YS: Which SMB sectors have seen a better uptick in adoption of these services and what are these services?
RN: A couple of segments are fast emerging in our SMB play such as Software-as-a-Service. This is a tremendous opportunity and these companies can sell anywhere in the world.
If a company is selling in 10 different geographies, they use our cross-border play where we offer them a single integration. Even for small exporters, we help them bring the forex back home. Similarly, we work with a lot of D2C brands which sell outside of India.
The other proposition for cross-border payments is providing service to merchants who want to sell digital goods and services to India. For example, in the edtech sector–if you want to do a particular course from a specific university, we help you pay for it in local currency using UPI, netbanking or credit card.

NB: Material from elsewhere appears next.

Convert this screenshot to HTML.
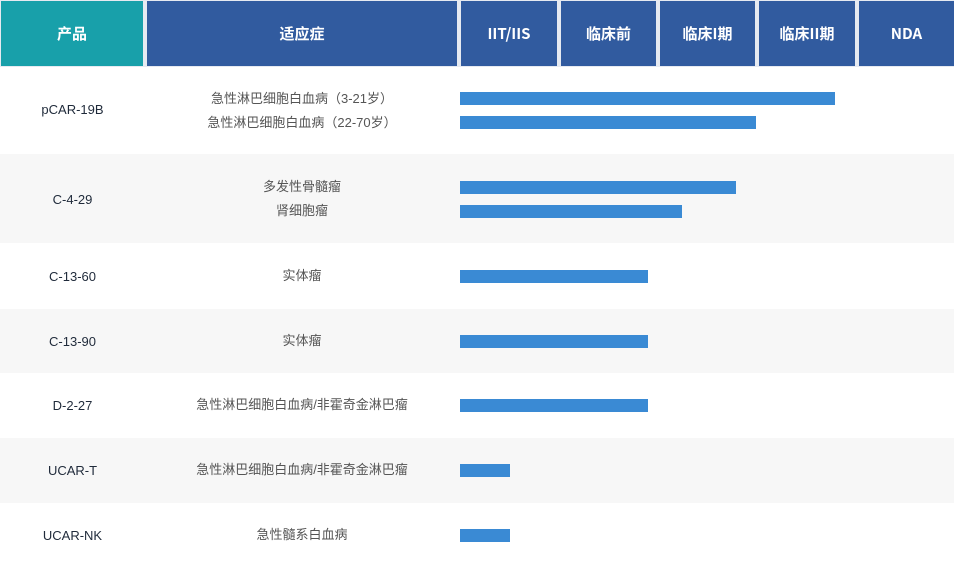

YS: How big a role do you see for Soft PoS in the adoption of digital payments in India?
RN: Offline PoS is an important part of our business and we have launched our own Soft PoS. We see it as a significant play, especially in the SMB space where you don’t have to go through the hassle of installing a machine, getting KYC done and then start accepting payments.
However both offline PoS and Soft Pos are digital modes of payment. In a country like India, there are significant places where digital payments don’t work. The multiple modes of payment including offline PoS, Soft PoS, QR code, etc will continue to co-exist.
If you take a look at the newest innovation by the NPCI (National Payments Council of India), it talks about UPI on feature phones – the aim is to do more with the existing feature phone users.